A cet égard, même les auteurs qui préconisent une certaine souplesse dans le traitement des informalités, admettent que l’autorité adjudicatrice détient un certain pouvoir d’appréciation sur le degré de sévérité dont elle désire faire preuve dans le traitement des offres, pour autant qu’elle applique la même rigueur, respectivement la même flexibilité à l’égard des différents soumissionnaires (O. RODONDI, Les délais en droit des marchés publics, cités ci-après  : les délais, RDAF 2007 I p. 187 et 289).

Les principes précités valent également pour la phase d’examen de la recevabilité des soumissions (O. RODONDI, La gestion, p. 186 n. 65). Lors de celle-ci, l’autorité adjudicatrice doit examiner si les offres présentées remplissent les conditions formelles pour participer à la procédure d’évaluation proprement dite et il est exclu d’autoriser un soumissionnaire à modifier la présentation de son offre, à y apporter des compléments ou à transmettre de nouveaux documents.

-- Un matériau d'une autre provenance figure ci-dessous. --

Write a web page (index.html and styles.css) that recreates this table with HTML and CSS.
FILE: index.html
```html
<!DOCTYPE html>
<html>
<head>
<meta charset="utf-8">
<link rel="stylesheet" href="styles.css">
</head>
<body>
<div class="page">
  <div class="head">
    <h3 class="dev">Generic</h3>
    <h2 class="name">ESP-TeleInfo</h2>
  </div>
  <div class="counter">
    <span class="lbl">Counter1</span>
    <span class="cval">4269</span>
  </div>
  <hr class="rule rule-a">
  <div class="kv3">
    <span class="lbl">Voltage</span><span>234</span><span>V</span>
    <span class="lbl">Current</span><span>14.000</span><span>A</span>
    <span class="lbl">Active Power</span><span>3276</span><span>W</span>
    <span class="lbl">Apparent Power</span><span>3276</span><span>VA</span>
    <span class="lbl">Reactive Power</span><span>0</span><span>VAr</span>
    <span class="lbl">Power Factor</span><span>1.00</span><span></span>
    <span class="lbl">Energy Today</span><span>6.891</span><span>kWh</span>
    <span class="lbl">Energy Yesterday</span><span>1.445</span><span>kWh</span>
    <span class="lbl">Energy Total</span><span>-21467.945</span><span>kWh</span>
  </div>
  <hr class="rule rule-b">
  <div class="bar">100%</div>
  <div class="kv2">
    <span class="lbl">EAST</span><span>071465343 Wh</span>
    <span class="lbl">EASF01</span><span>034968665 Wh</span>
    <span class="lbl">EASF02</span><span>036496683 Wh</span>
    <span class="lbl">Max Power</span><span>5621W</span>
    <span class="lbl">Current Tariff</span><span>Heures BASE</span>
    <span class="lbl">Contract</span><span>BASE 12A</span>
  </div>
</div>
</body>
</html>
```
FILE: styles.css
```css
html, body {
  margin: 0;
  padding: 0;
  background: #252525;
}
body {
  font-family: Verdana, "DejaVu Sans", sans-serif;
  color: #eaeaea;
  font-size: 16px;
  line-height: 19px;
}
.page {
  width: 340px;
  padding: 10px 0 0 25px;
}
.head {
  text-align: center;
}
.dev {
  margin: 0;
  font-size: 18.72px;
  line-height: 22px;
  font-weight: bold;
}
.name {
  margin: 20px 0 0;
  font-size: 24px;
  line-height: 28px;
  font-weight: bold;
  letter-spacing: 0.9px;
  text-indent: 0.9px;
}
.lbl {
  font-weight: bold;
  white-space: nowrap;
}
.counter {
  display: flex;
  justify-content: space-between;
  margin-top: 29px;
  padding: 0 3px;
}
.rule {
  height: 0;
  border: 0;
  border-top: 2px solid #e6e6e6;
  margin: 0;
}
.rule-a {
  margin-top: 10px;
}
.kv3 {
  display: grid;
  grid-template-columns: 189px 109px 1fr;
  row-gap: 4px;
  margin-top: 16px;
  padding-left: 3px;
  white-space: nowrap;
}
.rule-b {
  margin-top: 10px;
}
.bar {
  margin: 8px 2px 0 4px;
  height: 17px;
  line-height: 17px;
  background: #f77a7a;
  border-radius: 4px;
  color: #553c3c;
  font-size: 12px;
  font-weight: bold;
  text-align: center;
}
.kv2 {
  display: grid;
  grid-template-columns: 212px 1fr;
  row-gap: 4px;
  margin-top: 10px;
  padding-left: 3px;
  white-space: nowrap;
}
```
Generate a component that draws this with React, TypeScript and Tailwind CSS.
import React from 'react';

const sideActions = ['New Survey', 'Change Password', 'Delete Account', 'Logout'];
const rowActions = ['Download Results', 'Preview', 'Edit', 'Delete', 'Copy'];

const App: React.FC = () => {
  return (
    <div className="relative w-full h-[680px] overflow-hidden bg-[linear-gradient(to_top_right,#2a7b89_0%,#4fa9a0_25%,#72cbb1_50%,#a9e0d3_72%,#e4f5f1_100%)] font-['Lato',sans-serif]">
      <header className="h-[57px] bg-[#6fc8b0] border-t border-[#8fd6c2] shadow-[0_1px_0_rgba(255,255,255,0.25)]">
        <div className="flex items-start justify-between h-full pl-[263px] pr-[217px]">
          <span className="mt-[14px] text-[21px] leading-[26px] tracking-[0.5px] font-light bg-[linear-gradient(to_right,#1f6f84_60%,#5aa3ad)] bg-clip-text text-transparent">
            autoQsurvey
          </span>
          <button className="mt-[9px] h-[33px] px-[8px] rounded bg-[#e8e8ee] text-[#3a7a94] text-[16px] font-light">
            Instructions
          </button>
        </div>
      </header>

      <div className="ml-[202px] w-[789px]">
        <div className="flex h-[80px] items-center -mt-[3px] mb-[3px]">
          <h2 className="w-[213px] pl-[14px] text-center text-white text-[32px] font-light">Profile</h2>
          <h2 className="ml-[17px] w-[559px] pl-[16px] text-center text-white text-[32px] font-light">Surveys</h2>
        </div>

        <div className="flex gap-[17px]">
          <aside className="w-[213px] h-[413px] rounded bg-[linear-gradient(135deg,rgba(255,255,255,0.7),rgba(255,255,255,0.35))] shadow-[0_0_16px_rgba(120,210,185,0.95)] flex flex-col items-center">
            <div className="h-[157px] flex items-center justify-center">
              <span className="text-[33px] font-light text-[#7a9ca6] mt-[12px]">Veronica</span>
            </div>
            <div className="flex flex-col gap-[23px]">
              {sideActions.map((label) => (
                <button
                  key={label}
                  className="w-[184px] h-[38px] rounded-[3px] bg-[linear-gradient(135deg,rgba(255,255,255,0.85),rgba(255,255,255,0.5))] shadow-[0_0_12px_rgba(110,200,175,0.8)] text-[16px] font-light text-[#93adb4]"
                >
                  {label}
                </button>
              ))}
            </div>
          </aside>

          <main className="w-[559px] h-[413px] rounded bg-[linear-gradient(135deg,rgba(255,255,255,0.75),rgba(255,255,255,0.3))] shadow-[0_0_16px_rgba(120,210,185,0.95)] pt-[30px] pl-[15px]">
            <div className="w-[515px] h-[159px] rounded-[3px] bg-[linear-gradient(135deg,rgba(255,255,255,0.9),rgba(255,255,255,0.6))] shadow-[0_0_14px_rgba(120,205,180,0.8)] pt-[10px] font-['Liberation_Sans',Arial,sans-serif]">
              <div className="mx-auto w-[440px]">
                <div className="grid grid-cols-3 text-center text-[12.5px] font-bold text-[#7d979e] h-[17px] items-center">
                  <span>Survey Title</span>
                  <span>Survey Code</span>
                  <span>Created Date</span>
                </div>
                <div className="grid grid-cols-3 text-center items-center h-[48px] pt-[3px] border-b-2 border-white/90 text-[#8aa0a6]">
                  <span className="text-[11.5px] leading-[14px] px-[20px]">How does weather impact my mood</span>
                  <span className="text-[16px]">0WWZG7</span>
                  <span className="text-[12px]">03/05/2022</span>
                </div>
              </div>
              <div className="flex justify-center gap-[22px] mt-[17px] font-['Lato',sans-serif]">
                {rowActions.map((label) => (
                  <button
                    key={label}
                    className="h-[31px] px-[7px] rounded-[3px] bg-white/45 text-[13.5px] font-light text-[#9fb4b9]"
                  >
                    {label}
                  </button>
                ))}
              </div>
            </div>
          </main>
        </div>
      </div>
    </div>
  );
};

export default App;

En outre, en matière d’attestation, l’autorité adjudicatrice peut attendre d’un soumissionnaire qu’il présente les documents requis, rédigés d’une manière qui permette de déterminer, sans recherche complémentaire, interprétation ou extrapolation, si celui-ci remplit les conditions d’aptitude ou d’offre conformes à ce qui est exigé dans le cahier des charges (ATA/102/2010 du 16 février 2010, confirmé par Arrêts du Tribunal fédéral 2C_197/2010 et 2C_198/2010 du 30 avril 2010).

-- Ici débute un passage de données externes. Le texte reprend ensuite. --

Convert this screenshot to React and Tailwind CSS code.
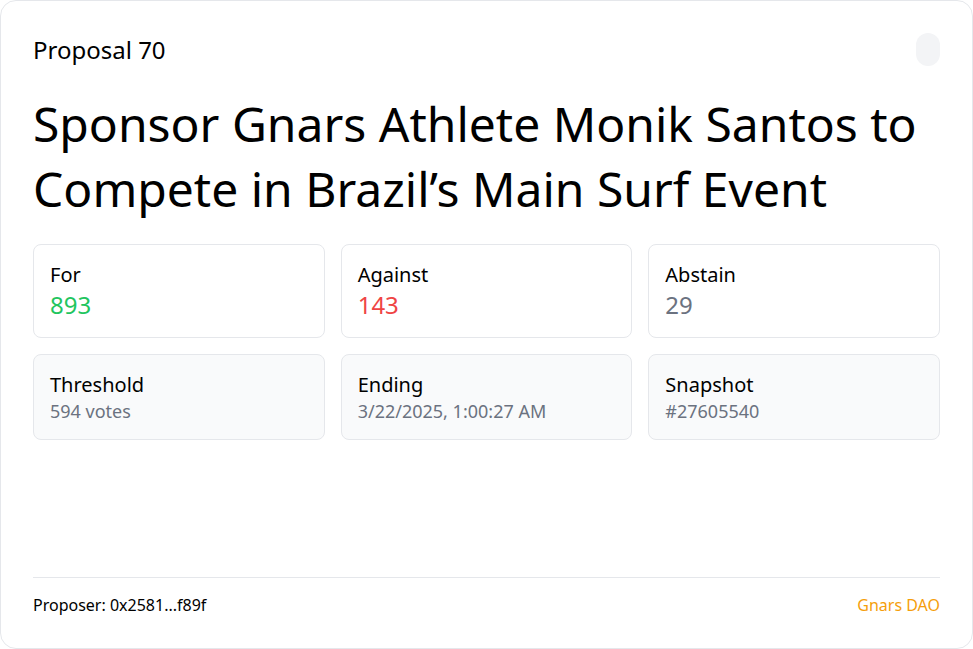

La chambre de céans s'est toujours montrée stricte dans ce domaine, (ATA/150/2006 du 14 mars 2006, notamment), ce que le Tribunal fédéral a constaté mais confirmé (Arrêts du Tribunal fédéral 2C_197 et 198/2010 précités), la doctrine étant plus critique à cet égard (O. RODONDI, La gestion de la procédure de soumission, in Droit des marchés publics 2008, p. 186 ch. 64). En l'espèce, la chambre de céans n'a aucune raison de s'écarter de sa jurisprudence antérieure, car l'erreur commise par la recourante, pour regrettable qu'elle soit, n'était pas décelable par l'autorité adjudicatrice au moment de l'ouverture des offres. Accorder a posteriori à la recourante la possibilité de substituer à l'attestation périmée celle plus récente reviendrait à violer le principe d'égalité de traitement entre soumissionnaires et serait source d'insécurité juridique.

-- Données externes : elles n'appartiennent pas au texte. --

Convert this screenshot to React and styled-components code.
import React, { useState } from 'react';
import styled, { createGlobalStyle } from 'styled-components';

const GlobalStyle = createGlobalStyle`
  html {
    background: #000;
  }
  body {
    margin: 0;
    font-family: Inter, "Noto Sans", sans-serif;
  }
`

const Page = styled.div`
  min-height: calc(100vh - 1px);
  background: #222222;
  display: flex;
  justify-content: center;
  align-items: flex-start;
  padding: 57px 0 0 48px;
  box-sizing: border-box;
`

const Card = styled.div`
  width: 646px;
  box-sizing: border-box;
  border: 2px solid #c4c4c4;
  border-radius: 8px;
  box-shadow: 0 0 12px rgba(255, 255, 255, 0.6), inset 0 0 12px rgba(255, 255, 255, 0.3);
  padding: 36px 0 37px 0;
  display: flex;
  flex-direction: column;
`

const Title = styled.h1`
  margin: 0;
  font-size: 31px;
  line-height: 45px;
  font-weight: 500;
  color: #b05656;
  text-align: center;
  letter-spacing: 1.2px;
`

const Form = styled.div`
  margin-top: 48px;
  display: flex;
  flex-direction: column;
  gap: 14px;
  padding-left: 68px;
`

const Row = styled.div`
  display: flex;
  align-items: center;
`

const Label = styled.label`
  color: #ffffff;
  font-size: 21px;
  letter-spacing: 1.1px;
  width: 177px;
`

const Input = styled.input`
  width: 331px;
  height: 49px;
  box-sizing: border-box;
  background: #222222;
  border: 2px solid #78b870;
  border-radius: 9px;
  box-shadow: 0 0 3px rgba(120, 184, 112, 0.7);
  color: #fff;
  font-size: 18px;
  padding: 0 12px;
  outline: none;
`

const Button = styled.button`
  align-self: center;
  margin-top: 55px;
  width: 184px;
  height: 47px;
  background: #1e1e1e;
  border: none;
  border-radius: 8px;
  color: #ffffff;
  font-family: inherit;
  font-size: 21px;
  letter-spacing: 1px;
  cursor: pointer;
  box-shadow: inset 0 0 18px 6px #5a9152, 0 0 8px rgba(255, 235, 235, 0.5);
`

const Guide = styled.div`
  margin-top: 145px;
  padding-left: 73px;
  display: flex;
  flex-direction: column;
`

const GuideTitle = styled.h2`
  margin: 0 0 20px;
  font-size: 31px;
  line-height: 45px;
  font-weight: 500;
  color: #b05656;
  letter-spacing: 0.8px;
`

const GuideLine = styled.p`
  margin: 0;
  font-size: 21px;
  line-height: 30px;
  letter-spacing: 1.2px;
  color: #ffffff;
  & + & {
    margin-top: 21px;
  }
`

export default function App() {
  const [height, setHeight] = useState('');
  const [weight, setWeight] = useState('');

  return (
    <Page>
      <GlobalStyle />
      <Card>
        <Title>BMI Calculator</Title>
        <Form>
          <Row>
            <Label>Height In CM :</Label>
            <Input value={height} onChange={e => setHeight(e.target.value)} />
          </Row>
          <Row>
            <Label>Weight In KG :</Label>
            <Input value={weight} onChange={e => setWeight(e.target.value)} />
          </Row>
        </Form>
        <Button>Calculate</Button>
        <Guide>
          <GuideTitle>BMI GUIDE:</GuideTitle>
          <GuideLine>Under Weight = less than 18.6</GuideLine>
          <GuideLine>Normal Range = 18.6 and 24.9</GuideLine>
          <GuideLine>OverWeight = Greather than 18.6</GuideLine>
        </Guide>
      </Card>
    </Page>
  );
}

7. Vu l'issue du litige, un émolument de CHF 1'000.- sera mis à la charge de la recourante, à laquelle il ne sera pas alloué d'indemnité de procédure (art. 87 LPA).

 

* * * * *

PAR CES MOTIFS
LA CHAMBRE ADMINISTRATIVE

à la forme :

déclare recevable le recours interjeté le 12 juillet 2011 par Thyssenkrupp Ascenseurs S.A. contre la décision du département des constructions et des technologies de l'information du 7 juillet 2011 ;

au fond :

le rejette ;

met à la charge de la recourante un émolument de CHF 1'000.- ;

dit qu'il ne lui est pas alloué d'indemnité de procédure ;

dit que, conformément aux art. 82 ss de la loi fédérale sur le Tribunal fédéral du 17 juin 2005 (LTF - RS 173.110), le présent arrêt peut être porté dans les trente jours qui suivent sa notification par-devant le Tribunal fédéral ;

- par la voie du recours en matière de droit public :

si la valeur estimée du mandat à attribuer n’est pas inférieure aux seuils déterminants de la loi fédérale du 16 décembre 1994 sur les marchés publics ou de l’accord du 21 juin 1999 entre la Confédération suisse et la Communauté européenne sur certains aspects relatifs aux marchés publics ;

s’il soulève une question juridique de principe ;

- par la voie du recours constitutionnel subsidiaire, aux conditions posées par les art. 113 ss LTF ;

le mémoire de recours doit indiquer les conclusions, motifs et moyens de preuve et porter la signature du recourant ou de son mandataire ; il doit être adressé au Tribunal fédéral, 1000 Lausanne 14, par voie postale ou par voie électronique aux conditions de l’art. 42 LTF. Le présent arrêt et les pièces en possession du recourant, invoquées comme moyens de preuve, doivent être joints à l’envoi ;

communique le présent arrêt à Thyssenkrupp Ascenseurs S.A. ainsi qu'au département des constructions et des technologies de l'information.

Siégeants : Mme Hurni, présidente, M. Thélin, Mme Junod, M. Dumartheray, juges, et M. Torello, juge suppléant

Au nom de la chambre administrative :

la greffière de juridiction :

 

 

M. Tonossi

 

la présidente siégeant :

 

 

E. Hurni

 

 

Copie conforme de cet arrêt a été communiquée aux parties.